The F-20 is Roland's latest digital piano and is aimed at the hobbyist/lower end of the market.
Build quality is excellent throughout; in fact, the F-20 feels more pro than entry-level. The casing is very solid, yet the whole package is reasonably light for an 88-note piano (it weighs 44lbs without a stand). If you case it up for stage use, though, it becomes a two-man lift.
The look is understated and blends easily into most surroundings. However, we'd like to see some more funky colours on offer rather than just brown and black - this might widen the appeal.
Roland also offers a stand for the F-20 (£89) but otherwise it'll sit sturdily on a double-braced X-stand.
The weighted Ivory-G action (taken from Roland's pro RD-300 Stage Piano) feels superb. It's nicely balanced and fast to play with just enough weight to enable accurate performances.
Control-wise there's not much to speak of - sound selection is done by pressing Piano, E-Piano or Other and hitting a note to select from several variations (you can also select sounds wirelessly with an iPad).
The keyboard can easily be split/layered and there's a 'dual' function that splits the keyboard into two exact copies for duets. You can also tweak the brilliance (EQ) and ambience (reverb). The only downside is that these functions are again accessed via button-plus-note combinations - dedicated sliders would obviously be preferable.

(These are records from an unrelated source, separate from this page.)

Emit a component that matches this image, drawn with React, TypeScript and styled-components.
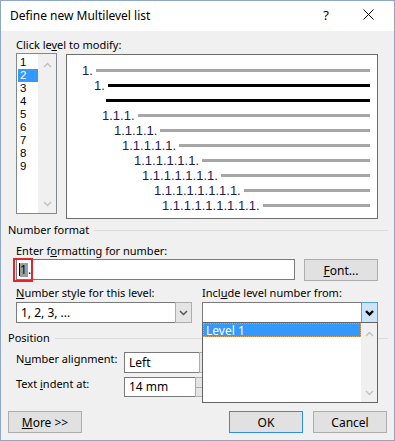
import React from "react";
import styled, { createGlobalStyle } from "styled-components";

const GlobalStyle = createGlobalStyle`
  html, body {
    margin: 0;
    padding: 0;
    background: #ffffff;
  }
  body {
    font-family: "Noto Sans", "Segoe UI", sans-serif;
    font-size: 11px;
    color: #000;
  }
`;

const Window = styled.div`
  width: 395px;
  height: 441px;
  box-sizing: border-box;
  border: 1px solid #8ea6c8;
  background: #f0f0f0;
  display: flex;
  flex-direction: column;
  overflow: hidden;
`;

const TitleBar = styled.div`
  height: 30px;
  flex-shrink: 0;
  background: #ffffff;
  display: flex;
  align-items: center;
  padding-left: 9px;
`;

const Title = styled.div`
  flex: 1;
  font-size: 12px;
  line-height: 16px;
  margin-top: -1px;
`;

const HelpGlyph = styled.div`
  width: 40px;
  text-align: center;
  font-size: 13px;
  margin-top: -2px;
`;

const CloseButton = styled.div`
  width: 44px;
  height: 30px;
  display: flex;
  align-items: center;
  justify-content: center;
  margin-right: 4px;
  margin-top: -4px;
`;

const Body = styled.div`
  flex: 1;
  position: relative;
  display: flex;
  flex-direction: column;
  padding: 6px 16px 0 15px;
`;

const Label = styled.div`
  line-height: 16px;
  white-space: nowrap;
`;

const Key = styled.span`
  text-decoration: underline;
  text-underline-offset: 1px;
`;

const TopRow = styled.div`
  display: flex;
  gap: 9px;
  align-items: flex-start;
`;

const LevelList = styled.div`
  width: 41px;
  height: 161px;
  box-sizing: border-box;
  border: 1px solid #828790;
  background: #ffffff;
  display: flex;
`;

const LevelItems = styled.div`
  width: 21px;
  padding-top: 2px;
`;

const LevelItem = styled.div<{ $selected?: boolean }>`
  height: 13px;
  line-height: 13px;
  margin-left: 1px;
  padding-left: 2px;
  font-family: "Liberation Sans", Arial, sans-serif;
  font-size: 11.5px;
  background: ${(p) => (p.$selected ? "#3399ff" : "transparent")};
  color: ${(p) => (p.$selected ? "#ffffff" : "#000")};
`;

const ListScroll = styled.div`
  width: 18px;
  background: #f0f0f0;
  display: flex;
  flex-direction: column;
  justify-content: space-between;
  align-items: center;
  padding: 8px 0 6px;
`;

const Preview = styled.div`
  width: 313px;
  height: 165px;
  box-sizing: border-box;
  margin-top: 1px;
  border: 1px solid #6e6e6e;
  background: #ffffff;
  padding: 8px 7px 0 0;
  display: flex;
  flex-direction: column;
`;

const PreviewRow = styled.div<{ $indent: number }>`
  height: 15px;
  display: flex;
  align-items: center;
  padding-left: ${(p) => p.$indent}px;
`;

const PreviewNum = styled.span`
  font-family: "Liberation Sans", Arial, sans-serif;
  font-size: 13px;
  line-height: 15px;
  color: #1d1d50;
  margin-right: 3px;
`;

const PreviewLine = styled.div<{ $dark?: boolean }>`
  flex: 1;
  height: 3px;
  background: ${(p) => (p.$dark ? "#000000" : "#a6a6a6")};
`;

const SectionHeader = styled.div<{ $top: number }>`
  display: flex;
  align-items: center;
  margin: ${(p) => p.$top}px -10px 0 -8px;
`;

const SectionRule = styled.div`
  flex: 1;
  height: 1px;
  background: #dadada;
  margin: 1px 0 0 5px;
`;

const FieldRow = styled.div`
  display: flex;
  gap: 9px;
  align-items: flex-start;
`;

const TextBox = styled.div`
  position: relative;
  width: 279px;
  height: 21px;
  box-sizing: border-box;
  border: 1px solid #7a7a7a;
  background: #ffffff;
  display: flex;
  align-items: center;
  padding-left: 2px;
  font-size: 12px;
`;

const Caret = styled.span`
  width: 1px;
  height: 13px;
  background: #000;
`;

const Selected = styled.span`
  background: #9d9d9d;
  line-height: 14px;
  padding: 0 1px 0 0;
`;

const Annotation = styled.div`
  position: absolute;
  left: -4px;
  top: -2px;
  width: 20px;
  height: 24px;
  box-sizing: border-box;
  border: 2px solid #e3262b;
`;

const PushButton = styled.div<{ $focused?: boolean; $width?: number }>`
  width: ${(p) => p.$width ?? 74}px;
  height: 22px;
  box-sizing: border-box;
  border: 1px solid ${(p) => (p.$focused ? "#2f8ee0" : "#adadad")};
  background: #e1e1e1;
  display: flex;
  align-items: center;
  justify-content: center;
  font-size: 12px;
`;

const Columns = styled.div`
  display: flex;
  gap: 10px;
  margin-top: 4px;
`;

const Column = styled.div`
  width: 176px;
  display: flex;
  flex-direction: column;
  gap: 1px;
`;

const ComboBox = styled.div<{ $width?: number }>`
  position: relative;
  width: ${(p) => p.$width ?? 176}px;
  height: 21px;
  box-sizing: border-box;
  border: 1px solid #7a7a7a;
  background: #ffffff;
  display: flex;
  font-size: 12px;
`;

const ComboText = styled.div`
  flex: 1;
  padding-left: 4px;
  line-height: 19px;
`;

const ComboButton = styled.div<{ $active?: boolean }>`
  width: 17px;
  margin: -1px -1px -1px 0;
  box-sizing: border-box;
  border: 1px solid ${(p) => (p.$active ? "#569de5" : "#adadad")};
  background: ${(p) => (p.$active ? "#cce4f7" : "#e5e5e5")};
  display: flex;
  align-items: center;
  justify-content: center;
`;

const Popup = styled.div`
  position: absolute;
  left: -1px;
  top: 19px;
  width: 176px;
  height: 81px;
  box-sizing: border-box;
  border: 1px solid #646464;
  background: #ffffff;
  display: flex;
  z-index: 2;
`;

const PopupList = styled.div`
  flex: 1;
`;

const PopupItem = styled.div`
  height: 14px;
  line-height: 13px;
  box-sizing: border-box;
  border: 1px dotted #d9a46a;
  background: #3399ff;
  color: #ffffff;
  padding-left: 2px;
`;

const PopupScroll = styled.div`
  width: 16px;
  background: #f0f0f0;
  display: flex;
  flex-direction: column;
  justify-content: space-between;
  align-items: center;
  padding: 8px 0 6px;
`;

const PosRows = styled.div`
  display: flex;
  flex-direction: column;
  gap: 4px;
  margin-top: 6px;
`;

const PosRow = styled.div`
  display: flex;
  align-items: flex-start;
`;

const PosLabel = styled.div`
  width: 108px;
  line-height: 16px;
  margin-top: -1px;
`;

const SpinBox = styled.div`
  display: flex;
  height: 20px;
`;

const SpinText = styled.div`
  width: 72px;
  box-sizing: border-box;
  border: 1px solid #7a7a7a;
  background: #ffffff;
  padding-left: 4px;
  line-height: 18px;
  font-size: 12px;
`;

const SpinButtons = styled.div`
  width: 16px;
  display: flex;
  flex-direction: column;
`;

const SpinHalf = styled.div`
  flex: 1;
  border: 1px solid #adadad;
  background: #e5e5e5;
  margin-left: -1px;
  & + & {
    margin-top: -1px;
  }
`;

const Footer = styled.div`
  display: flex;
  align-items: center;
  margin: 14px -9px 0 -8px;
`;

const Spacer = styled.div`
  flex: 1;
`;

const FooterRight = styled.div`
  display: flex;
  gap: 10px;
`;

function Chevron({ color, width = 1.5, up }: { color: string; width?: number; up?: boolean }) {
  return (
    <svg width="9" height="6" viewBox="0 0 9 6">
      <polyline
        points={up ? "1,5 4.5,1.5 8,5" : "1,1 4.5,4.5 8,1"}
        fill="none"
        stroke={color}
        strokeWidth={width}
      />
    </svg>
  );
}

const previewRows = [
  { indent: 15, text: "1.", dark: false },
  { indent: 27, text: "1.", dark: true },
  { indent: 39, text: "", dark: true },
  { indent: 35, text: "1.1.1.", dark: false },
  { indent: 47, text: "1.1.1.1.", dark: false },
  { indent: 55, text: "1.1.1.1.1.", dark: false },
  { indent: 67, text: "1.1.1.1.1.1.", dark: false },
  { indent: 75, text: "1.1.1.1.1.1.1.", dark: false },
  { indent: 87, text: "1.1.1.1.1.1.1.1.", dark: false },
  { indent: 95, text: "1.1.1.1.1.1.1.1.1.", dark: false },
];

export default function App() {
  return (
    <>
      <GlobalStyle />
      <Window>
        <TitleBar>
          <Title>Define new Multilevel list</Title>
          <HelpGlyph>?</HelpGlyph>
          <CloseButton>
            <svg width="11" height="11" viewBox="0 0 11 11">
              <path d="M0.5 0.5 L10.5 10.5 M10.5 0.5 L0.5 10.5" stroke="#000" strokeWidth="1" />
            </svg>
          </CloseButton>
        </TitleBar>

        <Body>
          <Label>
            Click le<Key>v</Key>el to modify:
          </Label>
          <TopRow>
            <LevelList>
              <LevelItems>
                {[1, 2, 3, 4, 5, 6, 7, 8, 9].map((n) => (
                  <LevelItem key={n} $selected={n === 2}>
                    {n}
                  </LevelItem>
                ))}
              </LevelItems>
              <ListScroll>
                <Chevron color="#c2c2c2" up />
                <Chevron color="#c2c2c2" />
              </ListScroll>
            </LevelList>
            <Preview>
              {previewRows.map((row, i) => (
                <PreviewRow key={i} $indent={row.indent}>
                  {row.text && <PreviewNum>{row.text}</PreviewNum>}
                  <PreviewLine $dark={row.dark} />
                </PreviewRow>
              ))}
            </Preview>
          </TopRow>

          <SectionHeader $top={3}>
            <Label>Number format</Label>
            <SectionRule />
          </SectionHeader>
          <Label style={{ marginTop: 5 }}>
            Enter f<Key>o</Key>rmatting for number:
          </Label>
          <FieldRow>
            <TextBox>
              <Caret />
              <Selected>1</Selected>.
              <Annotation />
            </TextBox>
            <PushButton>
              <span>
                <Key>F</Key>ont...
              </span>
            </PushButton>
          </FieldRow>

          <Columns>
            <Column>
              <Label>
                <Key>N</Key>umber style for this level:
              </Label>
              <ComboBox>
                <ComboText>1, 2, 3, ...</ComboText>
                <ComboButton>
                  <Chevron color="#555" />
                </ComboButton>
              </ComboBox>
            </Column>
            <Column>
              <Label>
                Incl<Key>u</Key>de level number from:
              </Label>
              <ComboBox>
                <ComboText />
                <ComboButton $active>
                  <Chevron color="#000" width={2.4} />
                </ComboButton>
                <Popup>
                  <PopupList>
                    <PopupItem>Level 1</PopupItem>
                  </PopupList>
                  <PopupScroll>
                    <Chevron color="#c2c2c2" up />
                    <Chevron color="#c2c2c2" />
                  </PopupScroll>
                </Popup>
              </ComboBox>
            </Column>
          </Columns>

          <SectionHeader $top={7}>
            <Label>Position</Label>
            <SectionRule />
          </SectionHeader>
          <PosRows>
            <PosRow>
              <PosLabel>
                N<Key>u</Key>mber alignment:
              </PosLabel>
              <ComboBox $width={92}>
                <ComboText>Left</ComboText>
                <ComboButton>
                  <Chevron color="#555" />
                </ComboButton>
              </ComboBox>
            </PosRow>
            <PosRow>
              <PosLabel>
                Text <Key>i</Key>ndent at:
              </PosLabel>
              <SpinBox>
                <SpinText>14 mm</SpinText>
                <SpinButtons>
                  <SpinHalf />
                  <SpinHalf />
                </SpinButtons>
              </SpinBox>
            </PosRow>
          </PosRows>

          <Footer>
            <PushButton $width={74}>
              <span>
                <Key>M</Key>ore &gt;&gt;
              </span>
            </PushButton>
            <Spacer />
            <FooterRight>
              <PushButton $focused>OK</PushButton>
              <PushButton>Cancel</PushButton>
            </FooterRight>
          </Footer>
        </Body>
      </Window>
    </>
  );
}
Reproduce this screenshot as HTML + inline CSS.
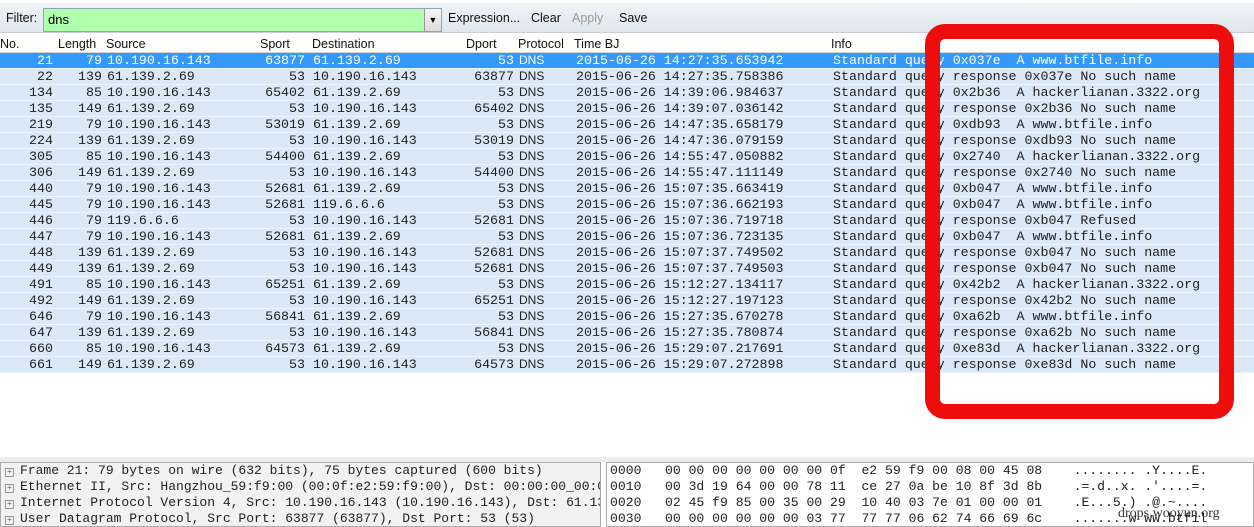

The onboard sounds (35 in total) cover most keyboard bases and the quality is generally excellent. The main piano sound has a great deal of depth and realism and is inspiring to play, while there are some authentic electric pianos, a decent Hammond B3 emulation, a pretty happening Clavinet, plus some nice pads, synth leads and orchestral strings.
We wish that there was more in the way of sound editing, but the F-20's sounds actually rival those of more expensive models/competitors. The onboard speakers kick out a nice amount of volume, too, and you can also plug into a PA.
Make me appy
A big bonus with the F-20 is that it links to a couple of Roland iOS apps via the company's wireless USB port/key (sold separately). Piano Partner assists with aural and visual learning (beginner through to expert) and provides an easy way of learning the pitches of notes by ear and by keyboard/stave position. It's particularly good for kids, who'll love the colourful and clear visuals.
Secondly, the Air Performer App enables you to stream music from your iTunes library through the F-20's speakers and change its speed - great for inspiring practising and jamming for all levels of player.
Back on the piano itself there are also 32 rhythms/auto accompaniments and a song recorder. Finally, there's USB MIDI to connect to a DAW and the option to save recordings/songs or import MIDI files via USB stick.
In summary, the F-20 sounds great and offers a nice balance of features for the money. If you want a solid digital piano for home and even occasional stage use you should check it out.